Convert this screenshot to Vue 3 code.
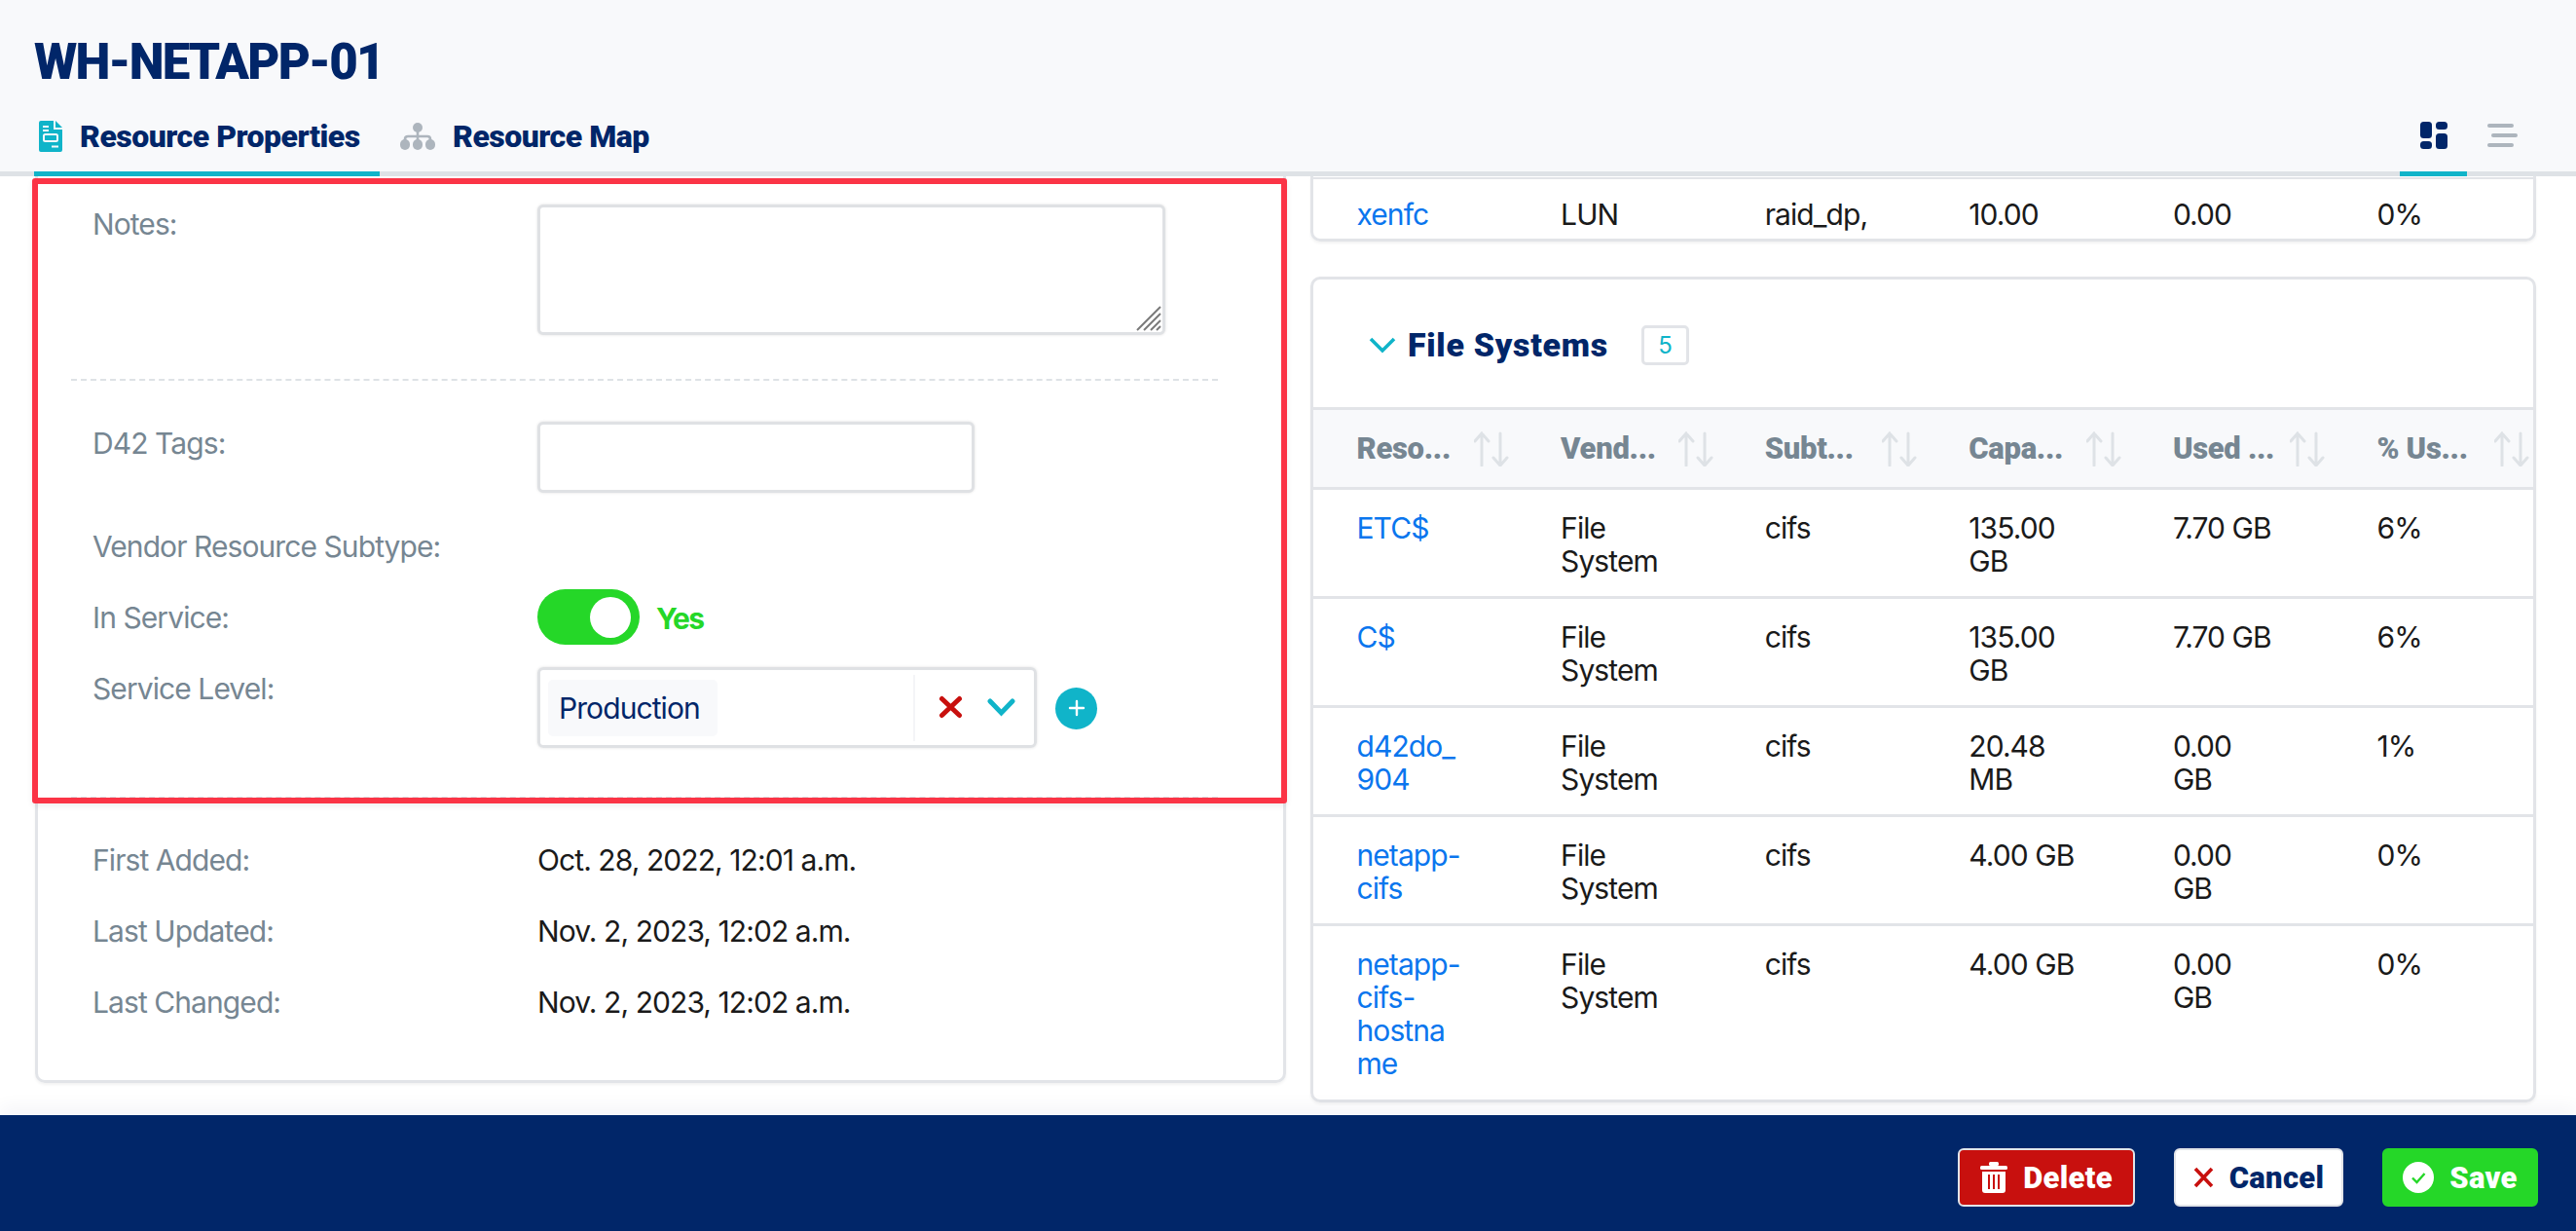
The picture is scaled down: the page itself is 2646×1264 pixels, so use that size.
<script setup>
const columnHeads = ['Reso...', 'Vend...', 'Subt...', 'Capa...', 'Used ...', '% Us...']
const rows = [
  { name: 'ETC$', vendor: 'File\nSystem', sub: 'cifs', cap: '135.00\nGB', used: '7.70 GB', pct: '6%' },
  { name: 'C$', vendor: 'File\nSystem', sub: 'cifs', cap: '135.00\nGB', used: '7.70 GB', pct: '6%' },
  { name: 'd42do_\n904', vendor: 'File\nSystem', sub: 'cifs', cap: '20.48\nMB', used: '0.00\nGB', pct: '1%' },
  { name: 'netapp-\ncifs', vendor: 'File\nSystem', sub: 'cifs', cap: '4.00 GB', used: '0.00\nGB', pct: '0%' },
  { name: 'netapp-\ncifs-\nhostna\nme', vendor: 'File\nSystem', sub: 'cifs', cap: '4.00 GB', used: '0.00\nGB', pct: '0%' }
]
const dates = [
  { label: 'First Added:', value: 'Oct. 28, 2022, 12:01 a.m.' },
  { label: 'Last Updated:', value: 'Nov. 2, 2023, 12:02 a.m.' },
  { label: 'Last Changed:', value: 'Nov. 2, 2023, 12:02 a.m.' }
]
</script>

<template>
  <div class="page">
    <header class="top">
      <h1 class="title">WH-NETAPP-01</h1>
      <nav class="tabs">
        <a class="tab active">
          <svg class="tab-icon doc" viewBox="0 0 24 32"><path d="M2 0h13v9h9v21a2 2 0 0 1-2 2H2a2 2 0 0 1-2-2V2a2 2 0 0 1 2-2z" fill="#10b4c9"/><path d="M17 0l7 7h-7z" fill="#10b4c9"/><path d="M4 6h6M4 10h6M13 26.500h7" stroke="#f8f9fb" stroke-width="2"/><rect x="5" y="14" width="14" height="7" rx="1.5" fill="none" stroke="#f8f9fb" stroke-width="2"/></svg>
          <span>Resource Properties</span>
        </a>
        <a class="tab">
          <svg class="tab-icon map" viewBox="0 0 36 28"><g fill="#adb5bd"><circle cx="18" cy="5" r="5"/><rect x="0" y="17" width="10" height="11" rx="5"/><rect x="13" y="17" width="10" height="11" rx="5"/><rect x="26" y="17" width="10" height="11" rx="5"/></g><path d="M18 9v9M5 18v-1q0-3 3-3h20q3 0 3 3v1" fill="none" stroke="#adb5bd" stroke-width="2.6"/></svg>
          <span>Resource Map</span>
        </a>
        <div class="views">
          <a class="view active">
            <svg width="28" height="28" viewBox="0 0 28 28" fill="#012669"><rect x="0" y="0" width="12" height="17" rx="3.5"/><rect x="0" y="20" width="12" height="8" rx="3.5"/><rect x="16" y="0" width="12" height="8" rx="3.5"/><rect x="16" y="12" width="12" height="16" rx="3.5"/></svg>
          </a>
          <a class="view">
            <svg width="31" height="24" viewBox="0 0 31 24" fill="#adb5bd"><rect x="0" y="0" width="27" height="4" rx="2"/><rect x="4" y="10" width="27" height="4" rx="2"/><rect x="0" y="20" width="27" height="4" rx="2"/></svg>
          </a>
        </div>
      </nav>
    </header>

    <main class="content">
      <section class="col-left">
        <div class="row row-notes">
          <label class="lbl lbl-notes">Notes:</label>
          <div class="notes-box">
            <textarea class="field notes"></textarea>
            <svg class="grip" width="26" height="26" viewBox="0 0 26 26" stroke="#7a7a7a" stroke-width="2"><path d="M25 1L1 25M25 8L8 25M25 15L15 25M25 21L21 25"/></svg>
          </div>
        </div>
        <hr class="dash first-dash" />
        <div class="row row-tags">
          <label class="lbl lbl-tags">D42 Tags:</label>
          <input class="field tags" />
        </div>
        <div class="row row-vendor">
          <label class="lbl">Vendor Resource Subtype:</label>
        </div>
        <div class="row row-service">
          <label class="lbl lbl-service">In Service:</label>
          <div class="toggle-wrap">
            <span class="toggle"><span class="thumb"></span></span>
            <span class="yes">Yes</span>
          </div>
        </div>
        <div class="row row-level">
          <label class="lbl lbl-level">Service Level:</label>
          <div class="level-wrap">
            <div class="select">
              <span class="chip">Production</span>
              <span class="select-tools">
                <svg width="25" height="24" viewBox="0 0 25 24"><path d="M3.5 3.5l18 17M21.5 3.5l-18 17" stroke="#c8100e" stroke-width="5" stroke-linecap="round"/></svg>
                <svg width="29" height="20" viewBox="0 0 29 20"><path d="M3 4l11.500 12L26 4" fill="none" stroke="#10b4c9" stroke-width="5" stroke-linecap="round"/></svg>
              </span>
            </div>
            <span class="plus">
              <svg width="18" height="18" viewBox="0 0 18 18"><path d="M9 2v14M2 9h14" stroke="#fff" stroke-width="2.4" stroke-linecap="round"/></svg>
            </span>
          </div>
        </div>
        <hr class="dash second-dash" />
        <div v-for="d in dates" :key="d.label" class="row row-date">
          <label class="lbl">{{ d.label }}</label>
          <span class="val">{{ d.value }}</span>
        </div>
      </section>

      <section class="col-right">
        <div class="card card-clipped">
          <div class="grid tr clipped">
            <a class="link">xenfc</a>
            <span>LUN</span>
            <span>raid_dp,</span>
            <span>{{ '10.00\nGB' }}</span>
            <span>{{ '0.00\nGB' }}</span>
            <span>0%</span>
          </div>
        </div>

        <div class="card card-fs">
          <div class="fs-head">
            <svg width="28" height="17" viewBox="0 0 28 17"><path d="M2 2l12 12L26 2" fill="none" stroke="#10b4c9" stroke-width="3.6"/></svg>
            <h2 class="fs-title">File Systems</h2>
            <span class="badge">5</span>
          </div>
          <div class="grid th">
            <div v-for="h in columnHeads" :key="h" class="th-cell">
              <span>{{ h }}</span>
              <svg class="sort" width="36" height="36" viewBox="0 0 36 36" fill="none" stroke="#dee2e6" stroke-width="3" stroke-linecap="round"><path d="M8 35V2M1 10l7-8 7 8M27 2v33M20 27l7 8 7-8"/></svg>
            </div>
          </div>
          <div v-for="r in rows" :key="r.name" class="grid tr">
            <a class="link">{{ r.name }}</a>
            <span>{{ r.vendor }}</span>
            <span>{{ r.sub }}</span>
            <span>{{ r.cap }}</span>
            <span>{{ r.used }}</span>
            <span>{{ r.pct }}</span>
          </div>
        </div>
      </section>
    </main>

    <footer class="bottom">
      <button class="btn del">
        <svg width="28" height="32" viewBox="0 0 28 32" fill="#fff"><rect x="0" y="4" width="28" height="4" rx="1.500"/><rect x="9" y="0" width="10" height="4" rx="1.500"/><path d="M2 10h24v19a3 3 0 0 1-3 3H5a3 3 0 0 1-3-3z"/><path d="M9 13v15M14 13v15M19 13v15" stroke="#c8100e" stroke-width="2"/></svg>
        <span>Delete</span>
      </button>
      <button class="btn cancel">
        <svg width="21" height="22" viewBox="0 0 21 22"><path d="M2 2l17 18M19 2L2 20" stroke="#c8100e" stroke-width="3.600"/></svg>
        <span>Cancel</span>
      </button>
      <button class="btn save">
        <svg width="32" height="32" viewBox="0 0 32 32"><circle cx="16" cy="16" r="16" fill="#fff"/><path d="M10 16.500l4.500 4.500 8-9" fill="none" stroke="#25d728" stroke-width="2.400"/></svg>
        <span>Save</span>
      </button>
    </footer>

    <div class="highlight"></div>
  </div>
</template>

<style>
html, body { margin: 0; overflow: hidden; background: #fff; }
</style>

<style scoped>
.page {
  position: relative;
  width: 2646px;
  height: 1264px;
  display: flex;
  flex-direction: column;
  overflow: hidden;
  font-family: Inter, "Noto Sans", sans-serif;
  font-size: 30px;
  line-height: 34px;
  letter-spacing: -0.92px;
  color: #1a1a1a;
}
.top {
  height: 181px;
  box-sizing: border-box;
  flex: none;
  background: #f8f9fb;
  border-bottom: 5px solid #dee2e6;
  padding: 0 35px;
  display: flex;
  flex-direction: column;
}
.title {
  margin: 34px 0 0;
  height: 59px;
  font-family: Roboto, sans-serif;
  font-weight: 900;
  font-size: 51px;
  line-height: 60px;
  letter-spacing: -1.8px;
  color: #012669;
}
.tabs {
  display: flex;
  height: 88px;
}
.tab {
  display: flex;
  align-items: center;
  height: 88px;
  padding-top: 6px;
  box-sizing: border-box;
  font-family: Roboto, sans-serif;
  font-weight: 900;
  font-size: 32px;
  letter-spacing: -0.5px;
  color: #012669;
}
.tab.active {
  width: 355px;
  border-bottom: 5px solid #10b4c9;
  padding-left: 5px;
  padding-top: 11px;
  margin-right: 21px;
}
.tab-icon.doc { width: 24px; height: 32px; margin-right: 18px; }
.tab-icon.map { width: 36px; height: 28px; margin-right: 18px; }
.views { margin-left: auto; display: flex; margin-right: 25px; }
.view {
  display: flex;
  align-items: center;
  justify-content: center;
  width: 69px;
  height: 88px;
  box-sizing: border-box;
  padding-top: 4px;
}
.view.active { border-bottom: 5px solid #10b4c9; margin-right: 21px; padding-top: 9px; }
.view:last-child { width: 31px; }

.content {
  flex: none;
  height: 964px;
  display: flex;
  padding-left: 36px;
  gap: 25px;
  align-items: flex-start;
}
.col-left {
  width: 1285px;
  height: 931px;
  box-sizing: border-box;
  border: 3px solid #e2e4e8;
  border-top: none;
  border-radius: 0 0 10px 10px;
  box-shadow: 0 2px 3px rgba(0, 0, 0, .05);
  padding: 29px 0 0 56px;
}
.row { display: grid; grid-template-columns: 457px 1fr; }
.lbl { color: #768692; }
.lbl-notes { margin-top: 3px; }
.notes-box { position: relative; width: 645px; height: 134px; }
.field {
  display: block;
  box-sizing: border-box;
  background: #fff;
  border: 3px solid #dfe1e4;
  border-radius: 6px;
  outline: none;
  padding: 0;
  box-shadow: 0 0 3px rgba(0, 0, 0, .12);
}
.notes { width: 645px; height: 134px; resize: none; }
.grip { position: absolute; right: 4px; bottom: 4px; }
.tags { width: 449px; height: 73px; }
.dash {
  margin: 0 0 0 -22px;
  width: 1178px;
  height: 0;
  border: none;
  border-top: 2px dashed #dee2e6;
}
.first-dash { margin-top: 45px; margin-bottom: 42px; }
.second-dash { margin-top: 50px; margin-bottom: 46px; }
.lbl-tags { margin-top: 5px; }
.row-vendor { margin-top: 38px; }
.row-service { margin-top: 27px; }
.lbl-service { margin-top: 12px; }
.row-level { margin-top: 23px; }
.lbl-level { margin-top: 5px; }
.row-date { margin-bottom: 39px; }
.toggle-wrap { display: flex; align-items: center; height: 57px; }
.toggle {
  display: flex;
  align-items: center;
  justify-content: flex-end;
  box-sizing: border-box;
  width: 105px;
  height: 57px;
  padding-right: 9px;
  border-radius: 29px;
  background: #25d728;
}
.thumb { width: 42px; height: 42px; border-radius: 50%; background: #fff; }
.yes { margin-left: 17px; margin-top: 3px; font-weight: 700; color: #25d728; letter-spacing: -1.6px; }
.level-wrap { display: flex; align-items: center; }
.select {
  box-sizing: border-box;
  display: flex;
  align-items: center;
  width: 513px;
  height: 83px;
  padding: 0 8px;
  border: 3px solid #dfe1e4;
  border-radius: 6px;
  box-shadow: 0 0 3px rgba(0, 0, 0, .12);
}
.chip {
  display: flex;
  align-items: center;
  box-sizing: border-box;
  width: 174px;
  height: 58px;
  padding-left: 11px;
  border-radius: 5px;
  background: #f8f9fb;
  color: #012669;
}
.select-tools {
  display: flex;
  align-items: center;
  gap: 25px;
  margin-left: auto;
  height: 68px;
  border-left: 2px solid #f4f5f7;
  padding: 0 11px 2px 24px;
  box-sizing: border-box;
}
.plus {
  display: flex;
  align-items: center;
  justify-content: center;
  width: 43px;
  height: 43px;
  margin-left: 19px;
  margin-top: 1px;
  border-radius: 50%;
  background: #10b4c9;
}

.col-right { width: 1259px; display: flex; flex-direction: column; }
.card {
  box-sizing: border-box;
  border: 3px solid #e2e4e8;
  border-radius: 10px;
  box-shadow: 0 2px 3px rgba(0, 0, 0, .05);
  overflow: hidden;
}
.card-clipped {
  height: 67px;
  border-top: none;
  border-radius: 0 0 10px 10px;
  margin-bottom: 36px;
}
.card-fs { height: 848px; }
.fs-head {
  height: 131px;
  box-sizing: border-box;
  display: flex;
  align-items: center;
  padding-left: 57px;
  padding-top: 3px;
}
.fs-title {
  margin: 0 34px 0 12px;
  font-family: Roboto, sans-serif;
  font-weight: 900;
  font-size: 34px;
  letter-spacing: 0.7px;
  color: #012669;
}
.badge {
  box-sizing: border-box;
  width: 49px;
  height: 41px;
  border: 3px solid #e2e4e8;
  border-radius: 5px;
  text-align: center;
  font-size: 24px;
  line-height: 35px;
  letter-spacing: 0;
  color: #10b4c9;
}
.grid {
  display: grid;
  grid-template-columns: repeat(6, 209.6px);
  padding-left: 44.5px;
}
.th {
  height: 85px;
  box-sizing: border-box;
  align-items: center;
  background: #f8f9fb;
  border-top: 3px solid #e2e4e8;
  border-bottom: 3px solid #e2e4e8;
}
.th-cell {
  display: flex;
  align-items: center;
  justify-content: space-between;
  padding-right: 53px;
  font-family: Roboto, sans-serif;
  font-weight: 900;
  font-size: 31px;
  letter-spacing: -0.3px;
  color: #768692;
}
.tr {
  padding-top: 22px;
  padding-bottom: 19px;
  min-height: 112px;
  box-sizing: border-box;
  border-bottom: 3px solid #e2e4e8;
}
.tr:last-child { border-bottom: none; }
.tr > * { white-space: pre-line; }
.tr.clipped { margin-top: 1px; padding-top: 18px; line-height: 36px; border-top: 2px solid #e2e4e8; }
.link { color: #0a76ee; }

.bottom {
  flex: none;
  height: 119px;
  box-sizing: border-box;
  display: flex;
  align-items: center;
  justify-content: flex-end;
  gap: 40px;
  padding: 9px 39px 0 0;
  background: #012669;
  box-shadow: 0 -10px 16px rgba(1, 38, 105, .04);
  position: relative;
}
.btn {
  display: flex;
  align-items: center;
  justify-content: center;
  gap: 16px;
  height: 60px;
  box-sizing: border-box;
  padding: 0;
  border: 2px solid #e2e4e8;
  border-radius: 6px;
  font-family: Roboto, sans-serif;
  font-weight: 900;
  font-size: 31px;
  letter-spacing: 0.3px;
}
.del { width: 182px; background: #c8100e; color: #fff; }
.cancel { width: 174px; background: #fff; color: #012669; }
.save { width: 160px; background: #25d728; border-color: #25d728; color: #fff; }

.highlight {
  position: absolute;
  left: 33px;
  top: 183px;
  width: 1289px;
  height: 642px;
  box-sizing: border-box;
  border: 6px solid #fb3446;
  border-radius: 3px;
  box-shadow: 0 3px 6px rgba(0, 0, 0, .06);
  pointer-events: none;
}
</style>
•••••
▶ **What is required**: Only lines with the word "page" should be collected from the material.

▶ **Result for this exercise**:
The picture is scaled down: the page itself is 2646×1264 pixels, so use that size.
  <div class="page">
.page {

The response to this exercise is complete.